▸ GIVEN INFORMATION

>>>

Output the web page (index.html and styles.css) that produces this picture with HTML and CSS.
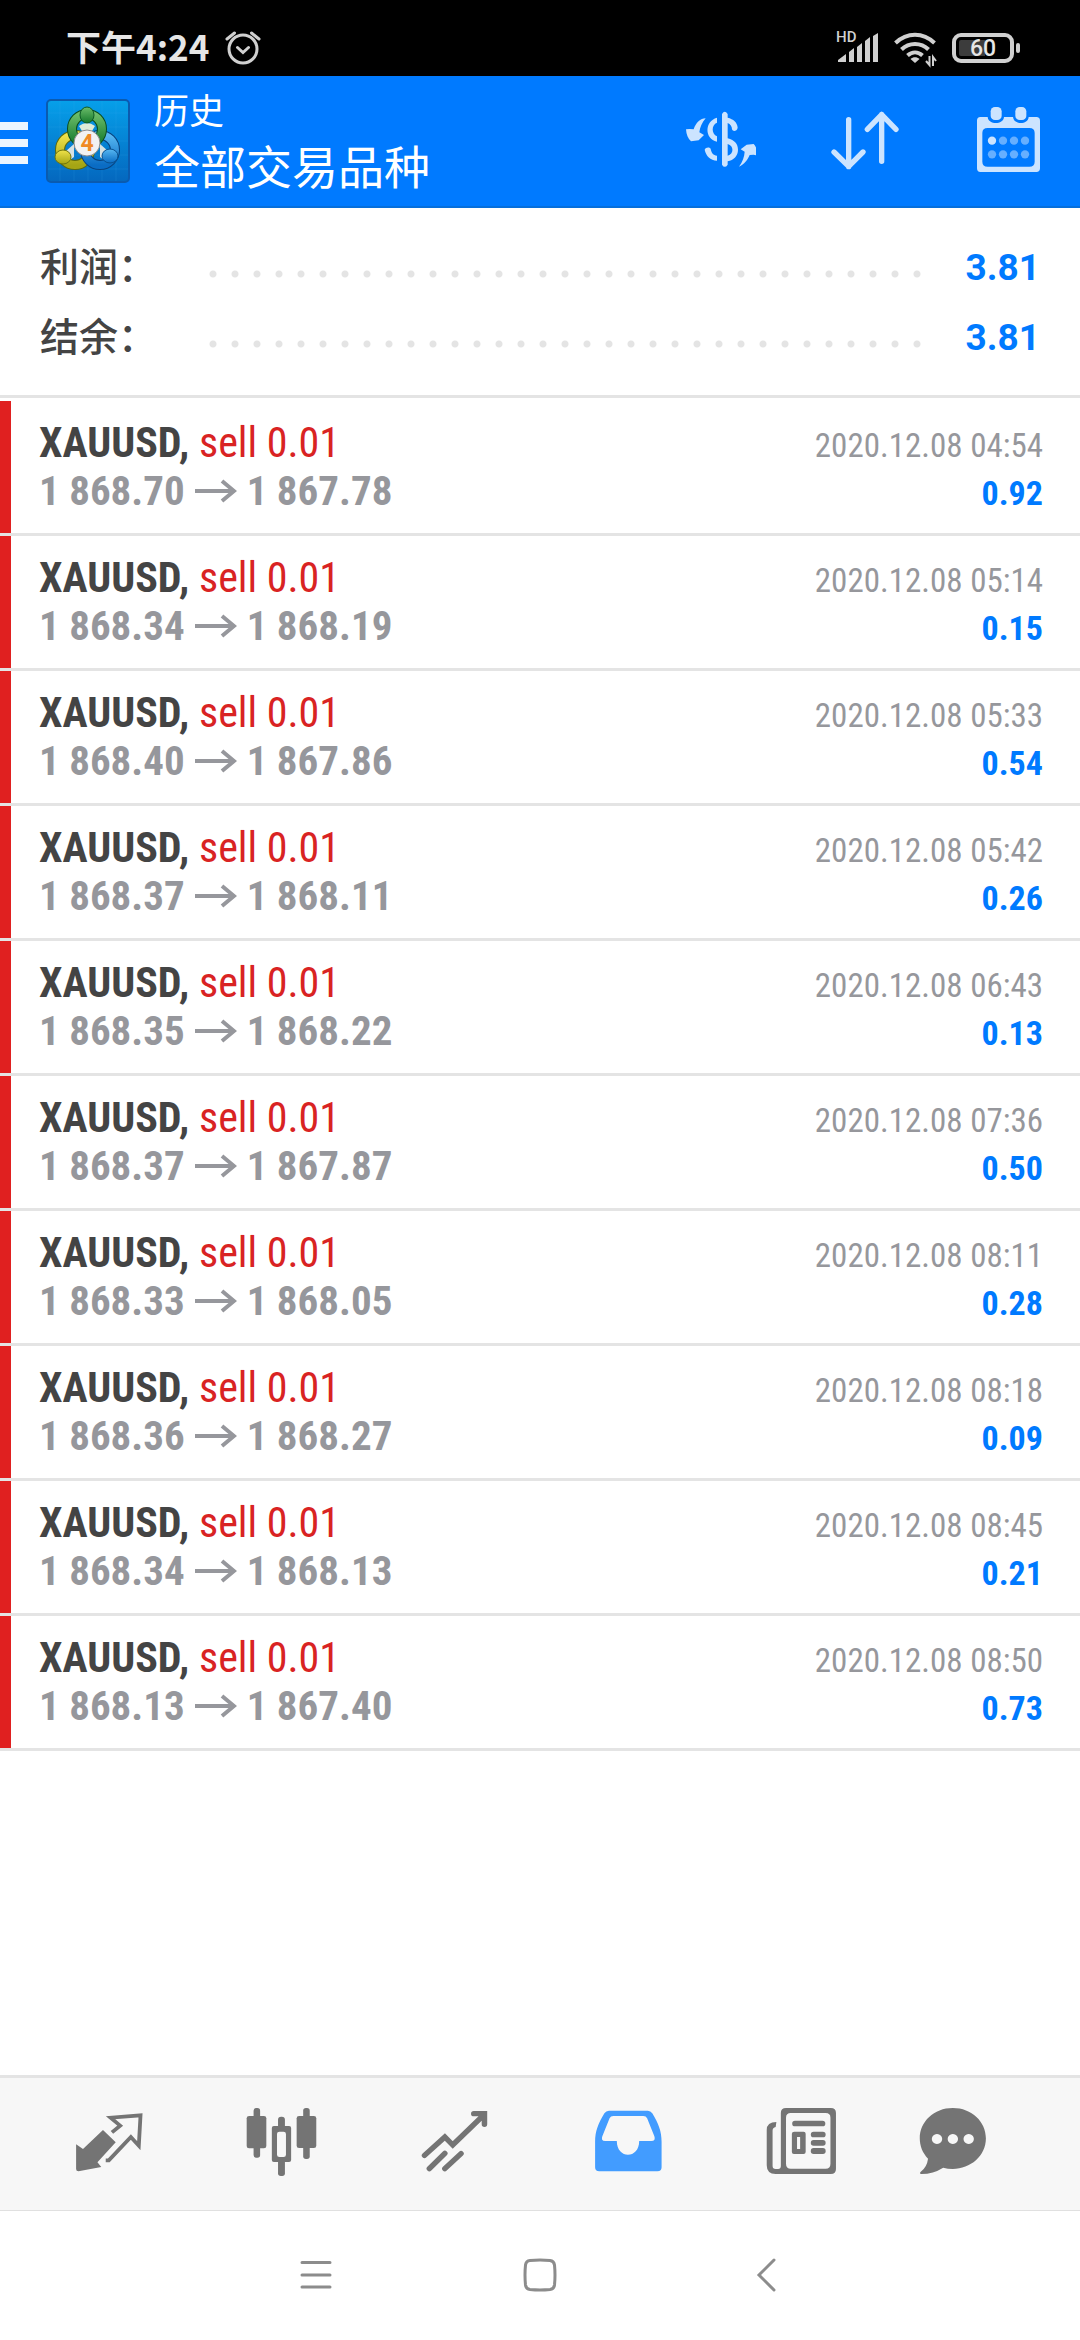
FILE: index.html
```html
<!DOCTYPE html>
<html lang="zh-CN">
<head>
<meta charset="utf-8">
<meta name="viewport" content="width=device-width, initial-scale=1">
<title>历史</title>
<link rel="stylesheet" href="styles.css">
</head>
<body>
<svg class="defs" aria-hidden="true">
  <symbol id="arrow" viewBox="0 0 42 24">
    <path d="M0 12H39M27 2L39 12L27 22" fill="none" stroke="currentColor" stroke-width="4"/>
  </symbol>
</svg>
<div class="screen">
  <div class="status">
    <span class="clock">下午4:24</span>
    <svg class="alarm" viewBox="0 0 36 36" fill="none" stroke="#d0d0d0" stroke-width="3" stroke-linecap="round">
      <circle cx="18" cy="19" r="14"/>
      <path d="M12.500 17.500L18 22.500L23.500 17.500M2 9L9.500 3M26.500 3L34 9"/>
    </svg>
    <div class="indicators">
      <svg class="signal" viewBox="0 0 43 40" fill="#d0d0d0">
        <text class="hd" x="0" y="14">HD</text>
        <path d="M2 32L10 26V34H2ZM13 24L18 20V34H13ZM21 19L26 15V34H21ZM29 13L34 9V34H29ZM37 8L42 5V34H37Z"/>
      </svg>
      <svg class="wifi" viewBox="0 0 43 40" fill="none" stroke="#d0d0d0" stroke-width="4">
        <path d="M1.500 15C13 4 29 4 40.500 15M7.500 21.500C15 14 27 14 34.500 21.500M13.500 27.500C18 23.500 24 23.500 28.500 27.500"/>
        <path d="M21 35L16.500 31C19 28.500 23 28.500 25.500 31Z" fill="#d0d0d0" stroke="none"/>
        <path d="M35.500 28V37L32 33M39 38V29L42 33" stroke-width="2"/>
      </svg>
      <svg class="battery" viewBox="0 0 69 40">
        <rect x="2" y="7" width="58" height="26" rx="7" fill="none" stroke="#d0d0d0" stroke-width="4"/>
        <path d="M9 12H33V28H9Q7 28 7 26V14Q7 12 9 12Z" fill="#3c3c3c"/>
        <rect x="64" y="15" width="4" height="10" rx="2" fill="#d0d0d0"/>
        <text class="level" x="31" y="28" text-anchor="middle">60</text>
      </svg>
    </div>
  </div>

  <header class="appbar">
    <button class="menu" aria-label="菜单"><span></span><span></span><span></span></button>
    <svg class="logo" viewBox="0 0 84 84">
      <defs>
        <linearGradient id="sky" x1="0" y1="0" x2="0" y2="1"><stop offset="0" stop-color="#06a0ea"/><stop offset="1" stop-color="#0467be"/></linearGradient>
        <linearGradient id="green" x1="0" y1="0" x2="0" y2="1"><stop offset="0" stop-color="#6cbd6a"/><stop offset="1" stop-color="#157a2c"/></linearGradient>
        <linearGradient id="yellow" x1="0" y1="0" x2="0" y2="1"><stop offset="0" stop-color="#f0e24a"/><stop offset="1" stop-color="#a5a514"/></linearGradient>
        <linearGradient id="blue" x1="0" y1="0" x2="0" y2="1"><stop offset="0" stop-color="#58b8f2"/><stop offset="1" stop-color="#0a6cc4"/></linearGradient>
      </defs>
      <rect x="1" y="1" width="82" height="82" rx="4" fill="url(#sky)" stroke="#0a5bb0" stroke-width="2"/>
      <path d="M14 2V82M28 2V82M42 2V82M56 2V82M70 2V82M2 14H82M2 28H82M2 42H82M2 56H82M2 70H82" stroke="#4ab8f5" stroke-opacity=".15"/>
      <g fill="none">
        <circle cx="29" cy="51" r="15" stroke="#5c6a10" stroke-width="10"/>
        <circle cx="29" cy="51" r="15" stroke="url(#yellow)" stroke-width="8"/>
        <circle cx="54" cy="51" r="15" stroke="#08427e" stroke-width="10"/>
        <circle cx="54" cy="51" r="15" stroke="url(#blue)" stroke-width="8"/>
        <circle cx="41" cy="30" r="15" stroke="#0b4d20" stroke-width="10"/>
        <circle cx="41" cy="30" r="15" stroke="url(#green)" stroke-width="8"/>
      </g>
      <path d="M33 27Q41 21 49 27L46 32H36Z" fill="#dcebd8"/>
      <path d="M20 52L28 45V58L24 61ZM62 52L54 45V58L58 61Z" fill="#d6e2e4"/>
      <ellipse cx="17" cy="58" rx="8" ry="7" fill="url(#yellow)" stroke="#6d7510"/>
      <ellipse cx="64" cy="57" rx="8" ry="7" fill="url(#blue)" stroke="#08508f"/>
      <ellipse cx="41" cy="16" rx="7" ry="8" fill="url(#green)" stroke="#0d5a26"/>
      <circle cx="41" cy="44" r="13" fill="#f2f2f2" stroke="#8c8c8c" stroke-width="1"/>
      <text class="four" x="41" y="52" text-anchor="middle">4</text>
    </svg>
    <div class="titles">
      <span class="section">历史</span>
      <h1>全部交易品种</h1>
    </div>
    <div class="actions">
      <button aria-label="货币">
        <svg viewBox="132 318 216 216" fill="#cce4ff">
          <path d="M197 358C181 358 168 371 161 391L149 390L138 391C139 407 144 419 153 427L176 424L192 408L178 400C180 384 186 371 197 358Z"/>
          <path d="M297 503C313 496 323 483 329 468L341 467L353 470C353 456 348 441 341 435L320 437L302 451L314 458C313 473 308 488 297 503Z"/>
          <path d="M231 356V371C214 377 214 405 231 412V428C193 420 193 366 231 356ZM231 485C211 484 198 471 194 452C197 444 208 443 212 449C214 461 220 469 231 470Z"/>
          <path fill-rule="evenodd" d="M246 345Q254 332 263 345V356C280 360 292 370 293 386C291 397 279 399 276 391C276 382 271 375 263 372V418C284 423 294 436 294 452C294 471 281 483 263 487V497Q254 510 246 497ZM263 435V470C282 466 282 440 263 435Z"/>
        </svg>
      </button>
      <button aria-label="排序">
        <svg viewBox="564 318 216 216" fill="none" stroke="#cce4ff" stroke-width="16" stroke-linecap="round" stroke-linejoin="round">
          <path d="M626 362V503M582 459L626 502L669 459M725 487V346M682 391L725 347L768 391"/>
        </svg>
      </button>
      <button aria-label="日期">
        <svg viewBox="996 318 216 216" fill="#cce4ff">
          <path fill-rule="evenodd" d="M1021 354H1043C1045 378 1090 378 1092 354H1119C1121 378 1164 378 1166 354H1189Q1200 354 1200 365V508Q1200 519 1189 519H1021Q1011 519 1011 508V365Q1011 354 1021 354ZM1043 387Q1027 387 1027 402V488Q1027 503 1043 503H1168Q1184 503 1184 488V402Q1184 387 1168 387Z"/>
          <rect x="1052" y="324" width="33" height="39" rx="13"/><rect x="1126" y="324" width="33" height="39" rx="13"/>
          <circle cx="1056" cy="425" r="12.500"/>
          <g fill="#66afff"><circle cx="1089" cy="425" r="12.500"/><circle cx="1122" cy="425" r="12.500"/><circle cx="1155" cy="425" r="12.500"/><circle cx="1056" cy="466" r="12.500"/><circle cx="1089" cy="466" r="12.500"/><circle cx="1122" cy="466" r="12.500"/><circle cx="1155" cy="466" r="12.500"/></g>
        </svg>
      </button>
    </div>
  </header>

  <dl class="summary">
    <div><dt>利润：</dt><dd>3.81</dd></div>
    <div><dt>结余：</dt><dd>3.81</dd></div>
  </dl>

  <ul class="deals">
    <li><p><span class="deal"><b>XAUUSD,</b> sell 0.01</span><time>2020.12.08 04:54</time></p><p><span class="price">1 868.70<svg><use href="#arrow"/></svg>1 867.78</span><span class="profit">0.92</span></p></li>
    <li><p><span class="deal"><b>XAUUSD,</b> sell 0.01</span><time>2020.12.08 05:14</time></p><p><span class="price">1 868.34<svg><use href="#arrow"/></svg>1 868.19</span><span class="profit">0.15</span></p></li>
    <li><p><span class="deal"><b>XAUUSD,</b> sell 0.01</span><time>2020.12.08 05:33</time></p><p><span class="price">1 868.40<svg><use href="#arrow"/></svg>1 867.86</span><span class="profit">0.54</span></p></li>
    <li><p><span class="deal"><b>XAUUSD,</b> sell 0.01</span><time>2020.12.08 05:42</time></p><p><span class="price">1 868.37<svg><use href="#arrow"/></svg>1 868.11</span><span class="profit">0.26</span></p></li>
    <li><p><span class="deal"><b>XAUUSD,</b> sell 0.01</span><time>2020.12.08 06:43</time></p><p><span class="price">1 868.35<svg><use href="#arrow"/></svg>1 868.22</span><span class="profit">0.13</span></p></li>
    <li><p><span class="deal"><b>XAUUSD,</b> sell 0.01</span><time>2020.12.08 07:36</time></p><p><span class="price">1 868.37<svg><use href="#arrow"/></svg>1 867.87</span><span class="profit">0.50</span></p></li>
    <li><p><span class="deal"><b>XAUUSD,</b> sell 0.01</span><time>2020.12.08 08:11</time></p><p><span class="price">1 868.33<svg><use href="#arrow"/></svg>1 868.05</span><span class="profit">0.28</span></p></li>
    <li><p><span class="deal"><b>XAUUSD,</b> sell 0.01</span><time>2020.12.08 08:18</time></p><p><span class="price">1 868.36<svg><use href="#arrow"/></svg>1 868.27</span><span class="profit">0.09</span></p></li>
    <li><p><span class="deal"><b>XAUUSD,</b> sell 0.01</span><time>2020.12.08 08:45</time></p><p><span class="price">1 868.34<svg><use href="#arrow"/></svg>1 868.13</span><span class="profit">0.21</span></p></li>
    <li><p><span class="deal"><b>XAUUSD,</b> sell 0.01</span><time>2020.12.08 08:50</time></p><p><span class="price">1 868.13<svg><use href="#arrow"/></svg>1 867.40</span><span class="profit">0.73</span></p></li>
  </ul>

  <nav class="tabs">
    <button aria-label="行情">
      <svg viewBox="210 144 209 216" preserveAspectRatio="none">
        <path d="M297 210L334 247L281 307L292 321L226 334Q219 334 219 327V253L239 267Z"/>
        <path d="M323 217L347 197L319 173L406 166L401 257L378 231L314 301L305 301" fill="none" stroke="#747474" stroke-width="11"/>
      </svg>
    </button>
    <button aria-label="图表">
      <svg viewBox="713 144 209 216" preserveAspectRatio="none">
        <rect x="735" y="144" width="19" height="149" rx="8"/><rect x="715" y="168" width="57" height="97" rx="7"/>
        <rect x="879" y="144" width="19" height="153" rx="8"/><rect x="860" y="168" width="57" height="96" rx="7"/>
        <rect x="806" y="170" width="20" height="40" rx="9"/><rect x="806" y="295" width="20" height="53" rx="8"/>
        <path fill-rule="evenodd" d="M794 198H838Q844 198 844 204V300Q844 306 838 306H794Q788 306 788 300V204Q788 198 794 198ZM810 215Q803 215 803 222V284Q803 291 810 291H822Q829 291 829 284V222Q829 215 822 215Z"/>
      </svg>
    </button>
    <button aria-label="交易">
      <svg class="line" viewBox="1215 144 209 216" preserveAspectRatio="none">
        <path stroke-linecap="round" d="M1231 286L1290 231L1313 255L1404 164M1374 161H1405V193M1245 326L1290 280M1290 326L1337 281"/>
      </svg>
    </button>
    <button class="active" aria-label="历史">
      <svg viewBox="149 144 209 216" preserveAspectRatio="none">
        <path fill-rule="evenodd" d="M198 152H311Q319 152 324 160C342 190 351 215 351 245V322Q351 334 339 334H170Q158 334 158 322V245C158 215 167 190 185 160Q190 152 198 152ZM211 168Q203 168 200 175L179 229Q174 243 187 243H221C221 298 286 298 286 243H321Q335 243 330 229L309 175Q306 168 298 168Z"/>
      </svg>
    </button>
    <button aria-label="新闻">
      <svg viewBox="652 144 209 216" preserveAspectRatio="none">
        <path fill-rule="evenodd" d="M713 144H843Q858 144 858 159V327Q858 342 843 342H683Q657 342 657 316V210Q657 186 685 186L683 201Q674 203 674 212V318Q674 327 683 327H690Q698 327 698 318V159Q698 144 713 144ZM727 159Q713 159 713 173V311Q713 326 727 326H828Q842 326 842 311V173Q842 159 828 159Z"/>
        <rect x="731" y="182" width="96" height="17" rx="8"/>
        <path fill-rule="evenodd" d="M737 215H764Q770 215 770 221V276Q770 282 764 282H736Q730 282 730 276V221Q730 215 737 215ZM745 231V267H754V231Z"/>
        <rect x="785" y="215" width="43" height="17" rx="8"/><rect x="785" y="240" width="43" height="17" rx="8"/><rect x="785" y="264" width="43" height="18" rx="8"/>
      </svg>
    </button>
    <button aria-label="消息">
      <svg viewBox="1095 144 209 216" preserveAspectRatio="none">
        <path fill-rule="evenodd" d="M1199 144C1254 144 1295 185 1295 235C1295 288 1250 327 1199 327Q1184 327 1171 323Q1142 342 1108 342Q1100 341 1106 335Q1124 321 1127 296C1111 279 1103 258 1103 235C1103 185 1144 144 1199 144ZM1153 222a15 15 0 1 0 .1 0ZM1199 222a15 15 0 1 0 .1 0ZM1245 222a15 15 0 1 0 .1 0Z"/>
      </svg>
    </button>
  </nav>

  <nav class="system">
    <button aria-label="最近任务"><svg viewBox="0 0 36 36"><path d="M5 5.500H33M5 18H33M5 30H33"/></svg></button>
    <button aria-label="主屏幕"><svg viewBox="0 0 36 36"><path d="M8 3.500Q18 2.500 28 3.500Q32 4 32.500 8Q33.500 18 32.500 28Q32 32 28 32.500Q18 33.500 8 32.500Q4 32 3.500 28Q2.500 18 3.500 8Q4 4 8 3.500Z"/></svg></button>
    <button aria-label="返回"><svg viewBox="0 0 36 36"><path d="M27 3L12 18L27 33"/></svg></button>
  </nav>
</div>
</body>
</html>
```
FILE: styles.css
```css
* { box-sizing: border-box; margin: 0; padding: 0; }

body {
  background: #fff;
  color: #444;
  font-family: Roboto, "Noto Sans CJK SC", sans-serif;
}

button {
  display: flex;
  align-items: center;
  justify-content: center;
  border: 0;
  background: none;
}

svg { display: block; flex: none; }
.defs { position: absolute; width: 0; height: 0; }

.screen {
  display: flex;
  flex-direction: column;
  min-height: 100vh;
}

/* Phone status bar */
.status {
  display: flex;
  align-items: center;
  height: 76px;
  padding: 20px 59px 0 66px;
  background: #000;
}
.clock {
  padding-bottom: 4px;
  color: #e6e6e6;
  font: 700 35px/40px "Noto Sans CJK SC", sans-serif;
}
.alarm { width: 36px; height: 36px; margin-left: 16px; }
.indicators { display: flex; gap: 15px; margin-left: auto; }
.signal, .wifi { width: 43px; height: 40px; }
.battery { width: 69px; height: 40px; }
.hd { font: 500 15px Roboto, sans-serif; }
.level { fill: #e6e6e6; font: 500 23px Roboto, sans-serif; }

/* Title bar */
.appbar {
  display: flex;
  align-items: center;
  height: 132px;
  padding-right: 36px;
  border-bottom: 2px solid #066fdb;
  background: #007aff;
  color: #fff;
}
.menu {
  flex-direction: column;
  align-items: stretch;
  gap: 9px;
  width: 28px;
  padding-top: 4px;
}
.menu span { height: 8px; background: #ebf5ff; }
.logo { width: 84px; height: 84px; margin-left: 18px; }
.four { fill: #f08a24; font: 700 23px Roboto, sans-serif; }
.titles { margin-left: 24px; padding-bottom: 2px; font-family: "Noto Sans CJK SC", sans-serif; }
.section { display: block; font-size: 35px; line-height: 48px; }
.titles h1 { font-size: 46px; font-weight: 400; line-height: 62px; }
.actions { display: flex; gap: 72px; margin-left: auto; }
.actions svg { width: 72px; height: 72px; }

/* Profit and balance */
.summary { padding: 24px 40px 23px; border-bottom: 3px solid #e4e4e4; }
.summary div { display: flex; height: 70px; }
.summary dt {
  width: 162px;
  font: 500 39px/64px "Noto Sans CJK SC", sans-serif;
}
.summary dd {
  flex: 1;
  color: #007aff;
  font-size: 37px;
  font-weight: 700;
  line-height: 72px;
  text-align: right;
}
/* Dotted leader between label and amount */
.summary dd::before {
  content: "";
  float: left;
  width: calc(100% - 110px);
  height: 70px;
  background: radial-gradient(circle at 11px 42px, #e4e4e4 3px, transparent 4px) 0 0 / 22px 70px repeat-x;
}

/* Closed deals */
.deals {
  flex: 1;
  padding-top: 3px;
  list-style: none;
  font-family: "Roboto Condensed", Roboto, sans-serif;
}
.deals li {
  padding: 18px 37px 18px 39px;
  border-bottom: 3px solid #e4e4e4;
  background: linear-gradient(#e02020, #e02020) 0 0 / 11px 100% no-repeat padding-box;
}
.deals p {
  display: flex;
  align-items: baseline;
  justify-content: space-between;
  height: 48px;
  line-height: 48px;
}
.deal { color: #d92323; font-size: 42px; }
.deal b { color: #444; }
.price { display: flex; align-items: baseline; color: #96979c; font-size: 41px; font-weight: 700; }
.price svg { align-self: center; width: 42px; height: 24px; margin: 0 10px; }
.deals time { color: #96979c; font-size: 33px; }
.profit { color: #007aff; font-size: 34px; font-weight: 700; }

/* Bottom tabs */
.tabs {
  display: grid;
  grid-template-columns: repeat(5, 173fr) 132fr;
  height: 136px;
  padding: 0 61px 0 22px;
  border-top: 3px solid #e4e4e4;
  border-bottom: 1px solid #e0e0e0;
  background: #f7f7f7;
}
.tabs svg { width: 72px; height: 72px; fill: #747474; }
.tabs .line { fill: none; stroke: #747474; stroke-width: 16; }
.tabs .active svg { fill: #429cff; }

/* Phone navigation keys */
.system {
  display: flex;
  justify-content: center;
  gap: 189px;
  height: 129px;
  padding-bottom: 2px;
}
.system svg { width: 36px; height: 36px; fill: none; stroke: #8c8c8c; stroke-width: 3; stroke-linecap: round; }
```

<<<

▸ WHAT IS NEEDED
In the material above, tally every line with the string "index" in it, then give that number alone.

▸ CORRECT OUTPUT
2